== Data to use

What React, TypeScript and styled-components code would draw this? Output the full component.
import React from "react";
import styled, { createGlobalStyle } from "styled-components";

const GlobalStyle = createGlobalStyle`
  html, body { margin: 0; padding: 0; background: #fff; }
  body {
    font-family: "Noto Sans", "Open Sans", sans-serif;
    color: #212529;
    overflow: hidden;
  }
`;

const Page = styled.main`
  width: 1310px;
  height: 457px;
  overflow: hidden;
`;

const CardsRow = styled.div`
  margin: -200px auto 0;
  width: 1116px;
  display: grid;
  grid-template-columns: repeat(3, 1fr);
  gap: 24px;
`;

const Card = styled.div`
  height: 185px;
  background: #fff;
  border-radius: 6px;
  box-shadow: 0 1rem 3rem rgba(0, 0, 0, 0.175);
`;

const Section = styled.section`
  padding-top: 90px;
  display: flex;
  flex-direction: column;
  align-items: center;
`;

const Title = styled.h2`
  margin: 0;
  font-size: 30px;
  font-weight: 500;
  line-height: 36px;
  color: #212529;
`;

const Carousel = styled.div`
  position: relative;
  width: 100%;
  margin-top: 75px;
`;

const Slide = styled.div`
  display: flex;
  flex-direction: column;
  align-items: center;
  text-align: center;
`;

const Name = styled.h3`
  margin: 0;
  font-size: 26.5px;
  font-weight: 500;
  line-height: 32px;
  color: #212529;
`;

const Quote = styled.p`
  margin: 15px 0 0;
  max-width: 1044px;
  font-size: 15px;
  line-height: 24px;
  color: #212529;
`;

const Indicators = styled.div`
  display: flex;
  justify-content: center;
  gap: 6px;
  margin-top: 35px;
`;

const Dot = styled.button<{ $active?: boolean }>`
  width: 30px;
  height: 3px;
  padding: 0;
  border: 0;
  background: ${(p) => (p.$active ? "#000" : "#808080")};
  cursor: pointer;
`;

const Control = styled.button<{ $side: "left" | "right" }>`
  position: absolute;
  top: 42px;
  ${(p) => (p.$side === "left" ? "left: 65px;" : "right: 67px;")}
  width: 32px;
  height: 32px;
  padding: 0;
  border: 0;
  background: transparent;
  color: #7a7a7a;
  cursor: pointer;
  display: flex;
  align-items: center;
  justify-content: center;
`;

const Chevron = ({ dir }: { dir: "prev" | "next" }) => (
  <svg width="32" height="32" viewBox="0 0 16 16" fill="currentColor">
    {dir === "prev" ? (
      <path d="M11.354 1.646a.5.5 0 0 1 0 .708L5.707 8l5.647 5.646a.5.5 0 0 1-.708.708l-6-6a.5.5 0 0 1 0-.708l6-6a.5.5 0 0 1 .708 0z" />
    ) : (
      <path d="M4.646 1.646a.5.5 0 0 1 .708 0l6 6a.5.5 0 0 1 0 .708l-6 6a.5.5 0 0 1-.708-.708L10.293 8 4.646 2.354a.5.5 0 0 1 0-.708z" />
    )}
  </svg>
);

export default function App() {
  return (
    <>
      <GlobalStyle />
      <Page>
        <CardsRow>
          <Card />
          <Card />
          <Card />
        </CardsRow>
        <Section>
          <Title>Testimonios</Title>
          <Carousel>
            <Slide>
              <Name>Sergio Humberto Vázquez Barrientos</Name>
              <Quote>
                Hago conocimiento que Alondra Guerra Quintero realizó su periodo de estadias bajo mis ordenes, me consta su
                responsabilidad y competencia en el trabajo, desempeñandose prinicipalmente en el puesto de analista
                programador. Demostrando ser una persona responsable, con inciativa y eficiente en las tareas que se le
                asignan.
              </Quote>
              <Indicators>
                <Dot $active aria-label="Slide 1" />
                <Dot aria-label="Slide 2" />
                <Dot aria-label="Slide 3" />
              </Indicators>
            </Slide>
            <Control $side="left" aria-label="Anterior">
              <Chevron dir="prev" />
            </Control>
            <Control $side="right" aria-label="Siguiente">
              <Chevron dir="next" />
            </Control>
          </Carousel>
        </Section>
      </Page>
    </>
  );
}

====
== Data to use

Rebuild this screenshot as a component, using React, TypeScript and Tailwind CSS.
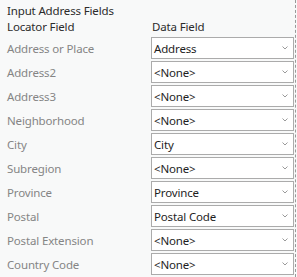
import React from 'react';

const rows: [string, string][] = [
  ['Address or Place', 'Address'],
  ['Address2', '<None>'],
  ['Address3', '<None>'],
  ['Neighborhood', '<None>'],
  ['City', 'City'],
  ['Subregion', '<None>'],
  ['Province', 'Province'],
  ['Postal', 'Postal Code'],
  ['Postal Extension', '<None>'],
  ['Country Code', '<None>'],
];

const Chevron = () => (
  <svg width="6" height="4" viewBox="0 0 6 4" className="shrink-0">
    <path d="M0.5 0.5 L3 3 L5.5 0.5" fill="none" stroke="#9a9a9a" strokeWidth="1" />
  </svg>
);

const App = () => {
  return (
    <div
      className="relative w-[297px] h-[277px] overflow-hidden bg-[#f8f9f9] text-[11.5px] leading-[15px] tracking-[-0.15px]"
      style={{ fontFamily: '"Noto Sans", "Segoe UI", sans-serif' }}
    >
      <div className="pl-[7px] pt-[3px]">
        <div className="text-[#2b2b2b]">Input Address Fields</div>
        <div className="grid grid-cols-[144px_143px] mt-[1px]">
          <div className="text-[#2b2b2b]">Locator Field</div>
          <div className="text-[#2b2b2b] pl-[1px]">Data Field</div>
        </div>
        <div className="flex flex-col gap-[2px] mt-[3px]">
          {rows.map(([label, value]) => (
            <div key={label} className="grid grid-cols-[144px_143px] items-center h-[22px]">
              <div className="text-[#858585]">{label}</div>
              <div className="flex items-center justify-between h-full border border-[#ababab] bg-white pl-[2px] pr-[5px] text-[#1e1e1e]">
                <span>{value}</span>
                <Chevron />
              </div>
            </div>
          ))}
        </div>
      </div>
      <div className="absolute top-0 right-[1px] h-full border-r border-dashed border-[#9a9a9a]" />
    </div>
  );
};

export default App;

====
== Data to use

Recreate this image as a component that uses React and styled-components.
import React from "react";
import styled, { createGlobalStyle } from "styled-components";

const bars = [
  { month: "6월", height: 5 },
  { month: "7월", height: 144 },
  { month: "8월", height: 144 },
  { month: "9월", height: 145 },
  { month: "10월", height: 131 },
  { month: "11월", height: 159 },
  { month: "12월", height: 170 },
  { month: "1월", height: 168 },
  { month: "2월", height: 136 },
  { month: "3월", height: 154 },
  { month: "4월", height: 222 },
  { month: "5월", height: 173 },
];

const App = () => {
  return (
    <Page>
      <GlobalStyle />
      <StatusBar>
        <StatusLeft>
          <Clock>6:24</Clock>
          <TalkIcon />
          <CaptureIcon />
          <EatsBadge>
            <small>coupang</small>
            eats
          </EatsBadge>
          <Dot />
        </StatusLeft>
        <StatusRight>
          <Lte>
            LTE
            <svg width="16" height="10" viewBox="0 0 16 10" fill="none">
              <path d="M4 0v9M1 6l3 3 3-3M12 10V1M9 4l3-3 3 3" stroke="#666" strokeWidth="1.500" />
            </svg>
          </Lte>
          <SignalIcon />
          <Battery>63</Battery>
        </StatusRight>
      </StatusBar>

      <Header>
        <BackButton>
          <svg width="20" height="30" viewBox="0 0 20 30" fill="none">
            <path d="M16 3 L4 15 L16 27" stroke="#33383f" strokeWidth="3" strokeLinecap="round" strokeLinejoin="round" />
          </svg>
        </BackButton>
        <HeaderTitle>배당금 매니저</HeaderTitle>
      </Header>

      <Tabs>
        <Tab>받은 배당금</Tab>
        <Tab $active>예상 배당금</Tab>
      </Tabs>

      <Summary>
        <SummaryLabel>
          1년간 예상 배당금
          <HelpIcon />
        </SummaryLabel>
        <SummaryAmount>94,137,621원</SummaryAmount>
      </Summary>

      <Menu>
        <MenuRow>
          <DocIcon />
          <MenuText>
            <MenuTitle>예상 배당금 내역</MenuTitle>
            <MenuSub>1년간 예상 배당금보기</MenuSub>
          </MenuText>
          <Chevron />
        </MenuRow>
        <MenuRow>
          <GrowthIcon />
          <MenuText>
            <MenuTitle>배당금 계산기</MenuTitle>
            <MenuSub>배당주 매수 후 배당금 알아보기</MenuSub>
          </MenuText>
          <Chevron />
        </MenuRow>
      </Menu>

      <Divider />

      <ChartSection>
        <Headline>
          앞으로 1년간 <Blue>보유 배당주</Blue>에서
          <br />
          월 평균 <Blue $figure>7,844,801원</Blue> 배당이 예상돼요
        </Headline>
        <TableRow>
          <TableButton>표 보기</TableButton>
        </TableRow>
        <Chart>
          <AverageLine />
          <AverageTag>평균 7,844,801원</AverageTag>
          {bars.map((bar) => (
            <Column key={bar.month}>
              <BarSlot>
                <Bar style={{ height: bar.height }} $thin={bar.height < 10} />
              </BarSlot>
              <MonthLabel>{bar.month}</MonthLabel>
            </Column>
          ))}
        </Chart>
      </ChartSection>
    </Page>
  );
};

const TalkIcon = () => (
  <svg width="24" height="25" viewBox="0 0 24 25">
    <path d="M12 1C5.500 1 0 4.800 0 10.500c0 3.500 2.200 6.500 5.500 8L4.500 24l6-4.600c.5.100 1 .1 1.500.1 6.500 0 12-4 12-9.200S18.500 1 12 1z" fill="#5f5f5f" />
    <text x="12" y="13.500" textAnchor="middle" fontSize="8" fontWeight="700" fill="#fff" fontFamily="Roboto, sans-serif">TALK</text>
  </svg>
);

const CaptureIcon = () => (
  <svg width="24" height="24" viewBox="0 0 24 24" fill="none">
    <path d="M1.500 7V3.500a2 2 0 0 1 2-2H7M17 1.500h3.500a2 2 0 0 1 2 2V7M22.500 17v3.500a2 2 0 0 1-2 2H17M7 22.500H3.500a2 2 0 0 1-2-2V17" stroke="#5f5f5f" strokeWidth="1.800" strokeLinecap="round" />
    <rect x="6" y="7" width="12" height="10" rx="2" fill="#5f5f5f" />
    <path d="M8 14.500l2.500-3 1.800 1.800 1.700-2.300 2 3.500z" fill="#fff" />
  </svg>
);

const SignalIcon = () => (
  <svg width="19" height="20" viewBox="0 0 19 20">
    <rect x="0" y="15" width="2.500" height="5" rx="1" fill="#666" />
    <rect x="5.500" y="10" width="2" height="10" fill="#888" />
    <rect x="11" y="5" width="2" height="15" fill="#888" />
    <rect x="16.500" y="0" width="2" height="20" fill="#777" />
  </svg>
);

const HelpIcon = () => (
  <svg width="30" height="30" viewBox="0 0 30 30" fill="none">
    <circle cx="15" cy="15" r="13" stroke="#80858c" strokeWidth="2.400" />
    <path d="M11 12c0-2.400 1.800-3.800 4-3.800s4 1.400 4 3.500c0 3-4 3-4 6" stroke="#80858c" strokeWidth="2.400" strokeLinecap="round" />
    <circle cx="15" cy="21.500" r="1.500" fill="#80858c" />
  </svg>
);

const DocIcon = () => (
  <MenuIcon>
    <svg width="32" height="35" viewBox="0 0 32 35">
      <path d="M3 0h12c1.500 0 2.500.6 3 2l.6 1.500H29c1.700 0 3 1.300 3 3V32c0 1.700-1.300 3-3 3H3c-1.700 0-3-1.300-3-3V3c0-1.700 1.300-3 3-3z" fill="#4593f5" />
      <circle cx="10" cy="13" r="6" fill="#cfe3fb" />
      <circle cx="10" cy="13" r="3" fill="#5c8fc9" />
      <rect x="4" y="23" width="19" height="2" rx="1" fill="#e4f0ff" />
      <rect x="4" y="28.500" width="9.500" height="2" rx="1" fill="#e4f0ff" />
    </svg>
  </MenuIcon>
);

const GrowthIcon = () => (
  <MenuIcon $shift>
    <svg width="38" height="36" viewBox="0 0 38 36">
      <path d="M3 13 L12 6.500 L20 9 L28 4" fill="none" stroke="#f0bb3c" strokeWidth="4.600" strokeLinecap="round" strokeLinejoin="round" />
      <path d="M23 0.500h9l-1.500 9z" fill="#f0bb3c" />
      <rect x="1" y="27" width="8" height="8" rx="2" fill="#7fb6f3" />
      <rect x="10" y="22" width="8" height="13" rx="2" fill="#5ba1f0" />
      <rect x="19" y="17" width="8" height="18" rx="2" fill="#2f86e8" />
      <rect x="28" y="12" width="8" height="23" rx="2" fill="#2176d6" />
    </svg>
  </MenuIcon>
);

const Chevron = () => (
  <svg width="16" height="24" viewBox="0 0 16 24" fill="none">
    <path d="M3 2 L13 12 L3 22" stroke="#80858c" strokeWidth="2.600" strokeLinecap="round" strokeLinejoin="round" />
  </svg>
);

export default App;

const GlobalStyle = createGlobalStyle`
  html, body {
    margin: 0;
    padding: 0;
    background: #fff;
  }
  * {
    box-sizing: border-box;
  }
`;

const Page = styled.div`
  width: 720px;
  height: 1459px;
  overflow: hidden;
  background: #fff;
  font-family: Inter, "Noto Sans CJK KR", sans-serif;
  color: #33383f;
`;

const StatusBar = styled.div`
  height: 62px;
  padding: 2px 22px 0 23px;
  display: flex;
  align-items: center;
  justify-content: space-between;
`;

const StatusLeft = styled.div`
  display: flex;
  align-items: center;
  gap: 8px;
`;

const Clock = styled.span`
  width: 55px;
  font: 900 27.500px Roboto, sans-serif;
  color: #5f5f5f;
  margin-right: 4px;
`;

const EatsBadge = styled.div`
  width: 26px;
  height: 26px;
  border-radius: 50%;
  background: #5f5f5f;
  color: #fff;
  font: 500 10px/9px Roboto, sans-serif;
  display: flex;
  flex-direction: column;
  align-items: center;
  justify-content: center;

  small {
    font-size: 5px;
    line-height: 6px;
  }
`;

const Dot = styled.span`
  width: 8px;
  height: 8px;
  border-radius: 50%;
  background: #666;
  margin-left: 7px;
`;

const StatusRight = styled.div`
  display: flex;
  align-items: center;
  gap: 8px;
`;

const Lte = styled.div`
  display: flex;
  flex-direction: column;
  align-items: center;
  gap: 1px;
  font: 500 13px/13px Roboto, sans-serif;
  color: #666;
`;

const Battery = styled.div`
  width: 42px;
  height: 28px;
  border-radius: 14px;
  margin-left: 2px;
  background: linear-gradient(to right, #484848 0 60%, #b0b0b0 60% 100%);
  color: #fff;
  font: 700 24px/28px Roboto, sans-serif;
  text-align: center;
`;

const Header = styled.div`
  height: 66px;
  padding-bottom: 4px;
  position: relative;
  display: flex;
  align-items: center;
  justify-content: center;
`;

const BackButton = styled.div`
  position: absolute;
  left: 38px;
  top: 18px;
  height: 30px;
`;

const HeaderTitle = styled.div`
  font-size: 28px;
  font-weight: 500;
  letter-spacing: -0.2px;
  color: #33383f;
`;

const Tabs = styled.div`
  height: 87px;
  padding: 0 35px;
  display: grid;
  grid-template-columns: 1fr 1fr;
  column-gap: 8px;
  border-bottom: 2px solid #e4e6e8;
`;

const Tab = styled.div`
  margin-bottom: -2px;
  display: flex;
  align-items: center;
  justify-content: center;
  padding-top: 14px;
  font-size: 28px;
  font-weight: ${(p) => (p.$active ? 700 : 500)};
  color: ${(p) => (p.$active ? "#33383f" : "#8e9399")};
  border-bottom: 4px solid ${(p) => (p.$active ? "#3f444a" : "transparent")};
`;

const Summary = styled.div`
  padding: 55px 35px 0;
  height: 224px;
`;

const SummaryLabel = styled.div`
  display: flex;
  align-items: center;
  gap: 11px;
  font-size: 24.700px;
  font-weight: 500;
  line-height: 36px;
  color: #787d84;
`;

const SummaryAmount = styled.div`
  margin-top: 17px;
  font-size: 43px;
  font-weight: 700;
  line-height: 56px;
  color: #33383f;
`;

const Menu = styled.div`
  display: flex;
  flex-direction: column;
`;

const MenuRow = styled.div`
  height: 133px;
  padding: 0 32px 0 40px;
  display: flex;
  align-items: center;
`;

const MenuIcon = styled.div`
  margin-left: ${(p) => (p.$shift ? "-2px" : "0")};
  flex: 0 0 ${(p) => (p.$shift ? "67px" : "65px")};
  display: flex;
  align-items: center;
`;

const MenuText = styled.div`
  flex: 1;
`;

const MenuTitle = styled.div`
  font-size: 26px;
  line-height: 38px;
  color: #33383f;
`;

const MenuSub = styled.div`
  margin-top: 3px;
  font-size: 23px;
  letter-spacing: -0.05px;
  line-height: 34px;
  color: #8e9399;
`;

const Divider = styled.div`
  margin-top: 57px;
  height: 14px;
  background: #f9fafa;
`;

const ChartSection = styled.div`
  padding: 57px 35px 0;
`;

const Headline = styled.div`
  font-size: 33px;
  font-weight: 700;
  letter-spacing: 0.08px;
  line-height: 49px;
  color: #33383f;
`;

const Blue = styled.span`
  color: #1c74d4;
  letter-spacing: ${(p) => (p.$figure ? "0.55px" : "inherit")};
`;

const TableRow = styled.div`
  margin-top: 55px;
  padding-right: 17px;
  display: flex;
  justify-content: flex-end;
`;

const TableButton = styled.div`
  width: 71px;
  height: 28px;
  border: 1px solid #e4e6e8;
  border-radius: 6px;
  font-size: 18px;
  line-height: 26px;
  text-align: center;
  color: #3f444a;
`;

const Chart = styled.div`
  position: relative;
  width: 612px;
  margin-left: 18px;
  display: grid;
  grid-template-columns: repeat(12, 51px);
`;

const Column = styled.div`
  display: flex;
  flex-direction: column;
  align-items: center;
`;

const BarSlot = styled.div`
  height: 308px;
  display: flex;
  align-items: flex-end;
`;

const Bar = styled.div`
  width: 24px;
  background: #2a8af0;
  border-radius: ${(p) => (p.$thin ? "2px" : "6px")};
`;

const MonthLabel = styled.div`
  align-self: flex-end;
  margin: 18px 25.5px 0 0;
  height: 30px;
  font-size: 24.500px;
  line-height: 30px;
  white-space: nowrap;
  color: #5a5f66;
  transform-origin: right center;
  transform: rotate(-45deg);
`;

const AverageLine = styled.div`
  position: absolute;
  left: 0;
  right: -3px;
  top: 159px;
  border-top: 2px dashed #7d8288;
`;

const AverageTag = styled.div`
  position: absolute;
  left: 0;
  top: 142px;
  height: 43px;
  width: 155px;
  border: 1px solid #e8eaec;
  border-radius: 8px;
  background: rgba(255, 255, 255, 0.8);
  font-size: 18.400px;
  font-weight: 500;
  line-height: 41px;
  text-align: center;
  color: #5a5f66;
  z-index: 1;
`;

====

- _Request_
Using the entries above, write out exactly the lines from the one with "Rebuild this screenshot" through the one with "import React from 'react';", ends included. Leave out any pictures.

- _The completed task_
Rebuild this screenshot as a component, using React, TypeScript and Tailwind CSS.
import React from 'react';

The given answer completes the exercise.